A conjuntura desfavorável a Lula fica ainda mais palpável com a posição do governador de Goiás. Mesmo com sua postura republicana em relação ao presidente (o chefe do Executivo estadual nunca demonstrou problemas em se encontrar pessoalmente com Lula), Ronaldo Caiado não esconde que é oposição ao governo federal, e faz questão de destacar que, muito provavelmente, Lula e ele serão adversários na eleição para o Palácio do Planalto em 2026. O governador, inclusive, tem se aproximado cada vez mais de Bolsonaro e seus eleitores, com o objetivo de garantir o apoio desse eleitorado para o pleito presidencial.

Quando se traça um panorama, é compreensível o receio de Lula da Silva de vir a Goiás. No entanto, quando a visita finalmente aconteceu, a recepção do goianiense ao presidente foi justamente o oposto do pregado por parlamentares e influenciadores ditos da direita em Goiânia.

Não que Lula tenha sido recebido com fogos de artifício e uma grande faixa florida com os dizeres “Seja-vindo, amado Lula!”. Longe disso.
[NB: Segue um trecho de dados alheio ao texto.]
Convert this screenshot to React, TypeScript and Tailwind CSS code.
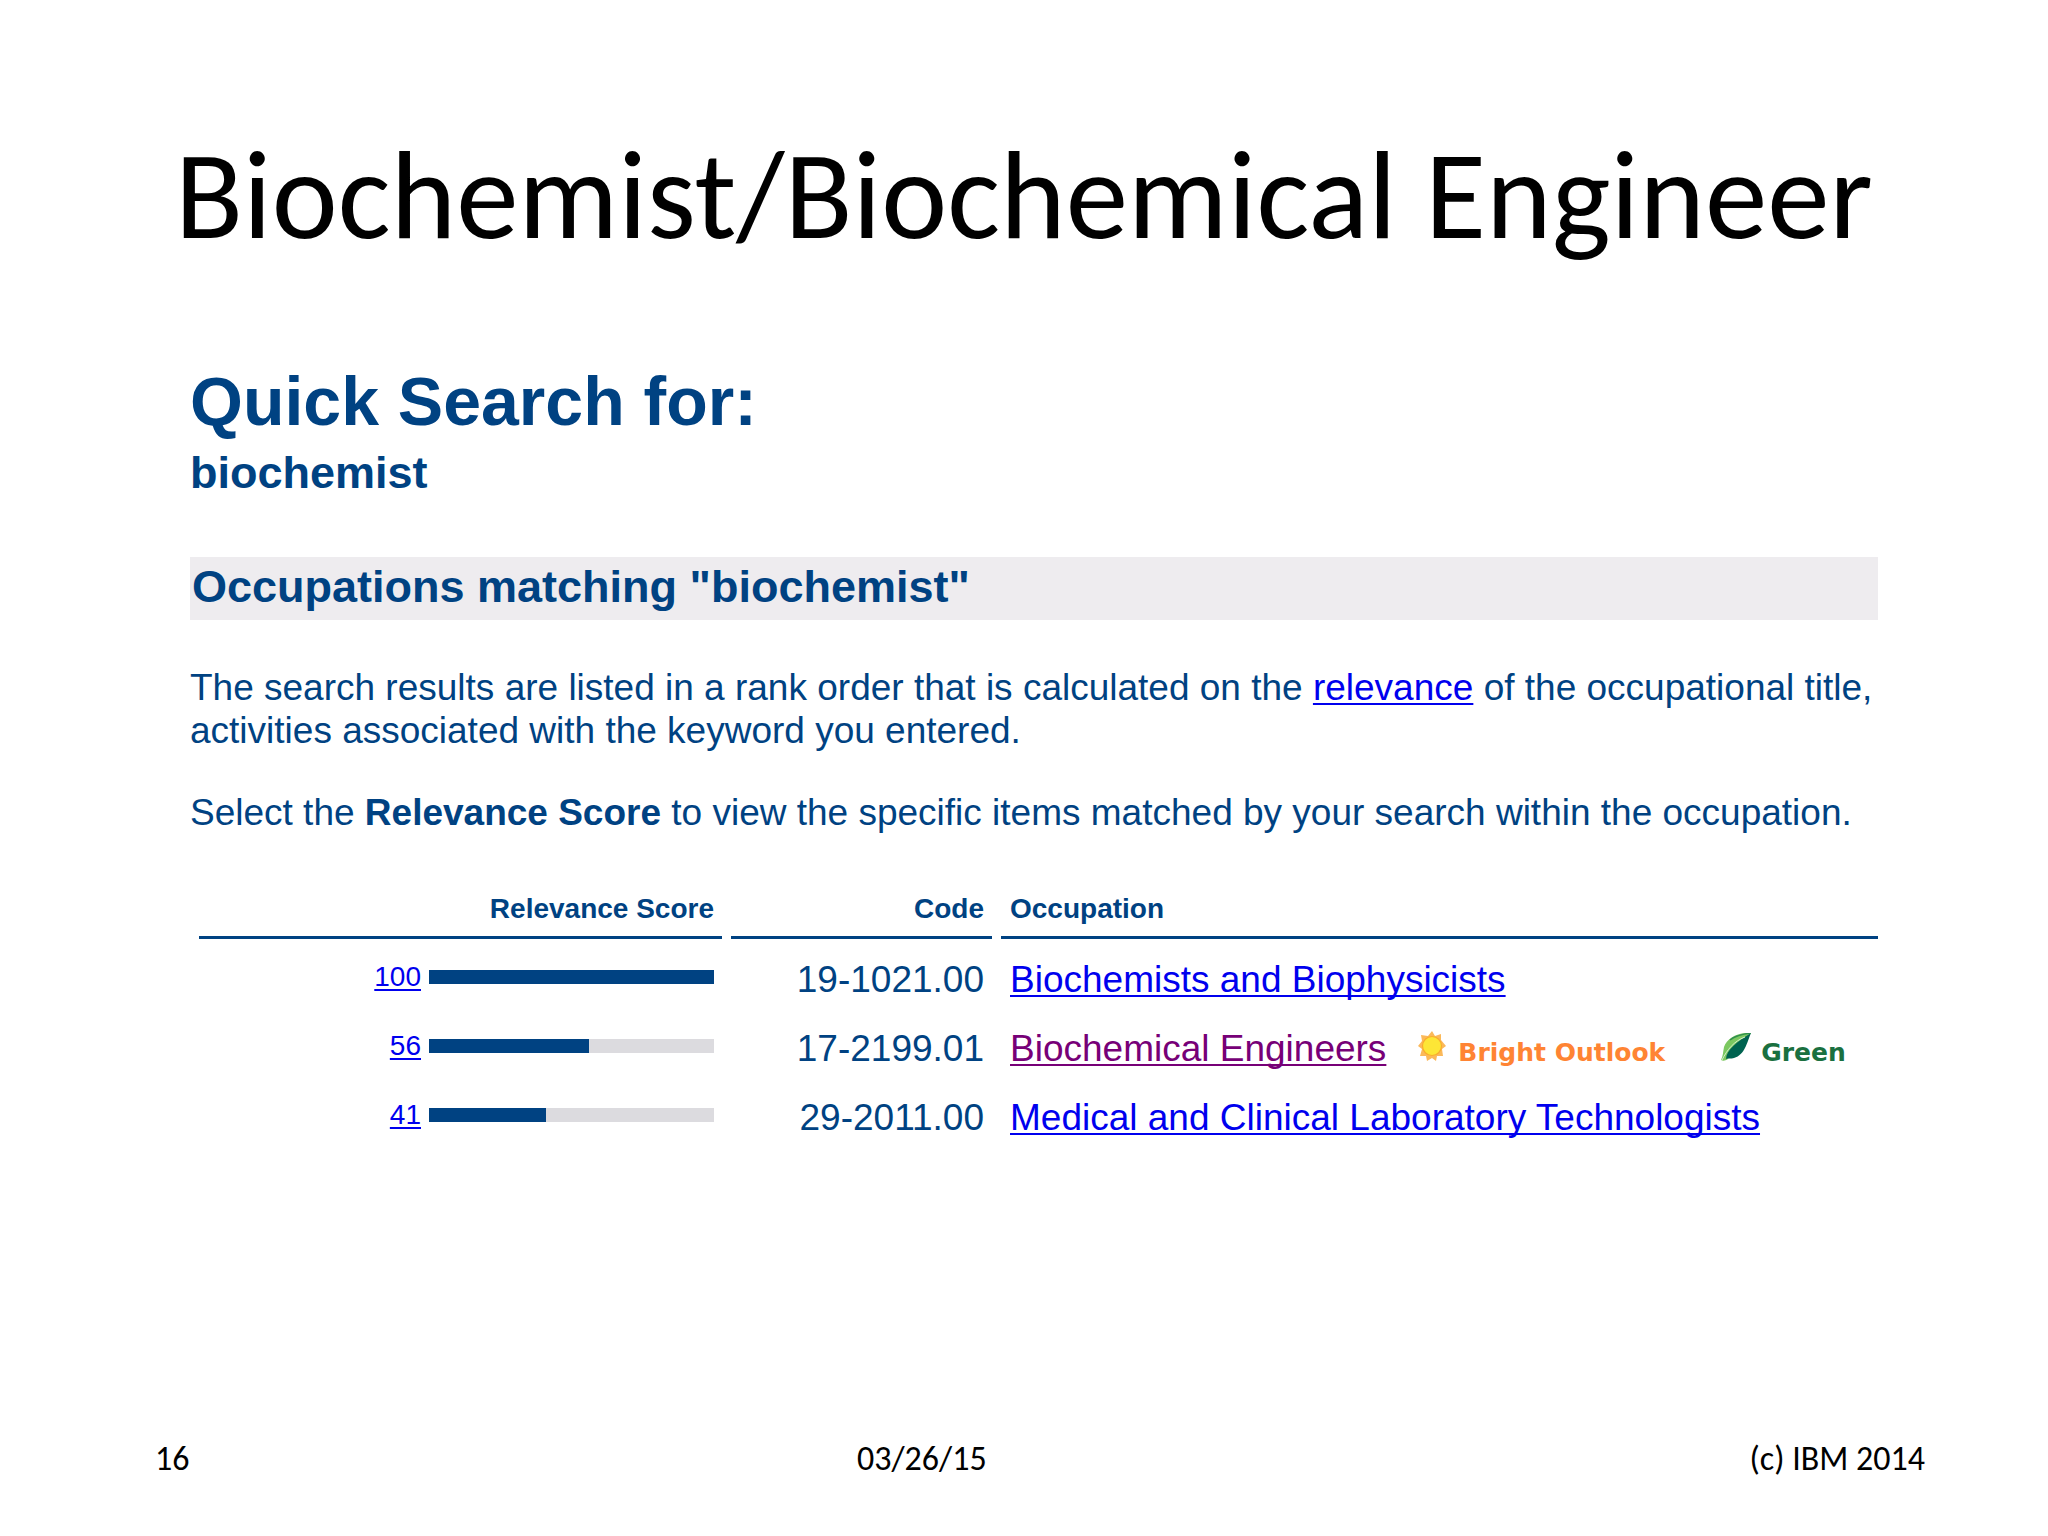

Mas a inexistência de uma multidão enfurecida esperando o presidente para xingá-lo e jogar tomates podres nele, tal como almejado por detratores do petista, só prova   que a civilidade do goianiense é maior do que qualquer rixa ideológica que alguns, talvez, queiram impor a ele.

Em solo goianiense, Lula encontrou-se com o governador em exercício, Daniel Vilela – uma vez que Caiado está de férias, fora do país -, com o presidente da Assembleia Legislativa de Goiás (Alego), Bruno Peixoto, e com outras lideranças da capital. Um clima amistoso marcou o evento de inauguração do BRT. Durante sua fala, Vilela chegou a arrancar uma gargalhada de Lula ao dizer que com o Cartão Família – benefício do governo de Goiás e da Prefeitura de Goiânia que permite que uma família de até seis pessoas pague apenas uma passagem para utilizar o transporte público de Goiânia e Região Metropolitana -, as pessoas poderiam ir ver o Goiás dar uma surra no Corinthians.

É claro que um evento assim não aconteceu sem adversidades. Um influenciador contrário à gestão petista foi expulso do local por apoiadores do presidente, no que se transformou no início de uma confusão – que foi evitada pelos seguranças que precisaram intervir. Além disso, policiais federais abateram quatro drones que sobrevoavam o evento (com más intenções ou não, não se sabe).

Mas ao final: o que se viu foi mais uma prova viva do que é a democracia: um presidente eleito visitando institucionalmente um estado cujo governo é sua oposição. Sem apedrejamentos, sem hostilidades, sem turbulência. Apenas o bom e velho respeito mútuo.